WASHINGTON — The Department of Homeland Security today announced that an additional 15,000 H-2B visas for temporary nonagricultural workers will be available for Fiscal Year 2018, in addition to the 66,000 visas already issued this year.
DHS said Secretary Kirstjen Nielsen approved the visas after consulting with Labor Secretary Alex Acosta, lawmakers and business owners and determining “there are not sufficient, qualified, U.S. workers available to perform temporary non-agriculture labor to satisfy the needs of American businesses.”
Last July, then-DHS Secretary John Kelly similarly announced 15,000 more H-2B visas above the 66,000 annual cap for businesses able to prove they’d suffer “irreparable” financial harm without the immigrant labor.
Industries including fishing and tourism had lobbied for more low-wage, seasonal immigrant labor, saying they didn’t have enough maids, dishwashers, and other low-skilled employees for the summer.
“The limitations on H-2B visas were originally meant to protect American workers, but when we enter a situation where the program unintentionally harms American businesses it needs to be reformed,” Nielsen said today. “I call on Congress to pass much-needed reforms of the program and to expressly set the number of H-2B visas in statute. We are once again in a situation where Congress has passed the buck and turned a decision over to DHS that would be better situated with Congress, who knows the needs of the program.”
“As secretary, I remain committed to protecting U.S. workers and strengthening the integrity of our lawful immigration system and look forward to working with Congress to do so,” she added.
Last year, enough petitions had been received to hit the 66,000 cap by March. This year, U.S. Citizenship and Immigration Services said it had received enough petitions to hit the cap by Feb. 27.
Starting this week, eligible petitioners for H-2B visas can file Form I-129, Petition for a Nonimmigrant Worker.
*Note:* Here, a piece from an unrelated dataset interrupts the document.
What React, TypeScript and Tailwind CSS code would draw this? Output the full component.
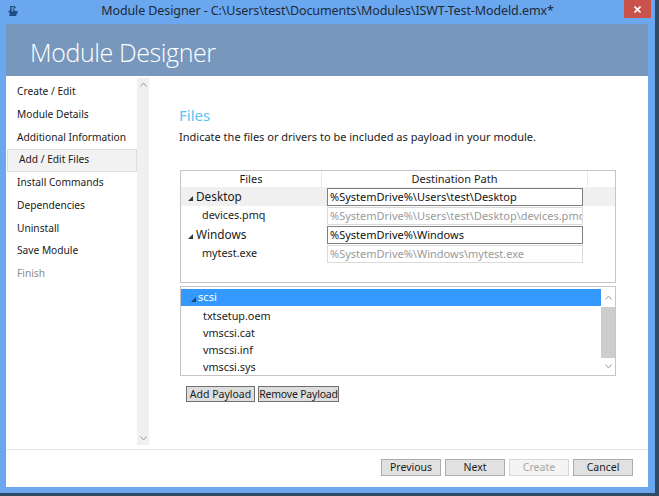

President Trump said at a rally at the end of April that he would let in more guest workers to help ease the pain of farmers hit by trade warring.
“The unemployment picture is so good, it’s so strong, that we have to let people come in,” he said. “They’re going to be guest workers. They’re going to come in, they’re going to work on your farms … but then they have to go out.” That proposal received a lackluster reception from the Washington Township, Mich., crowd.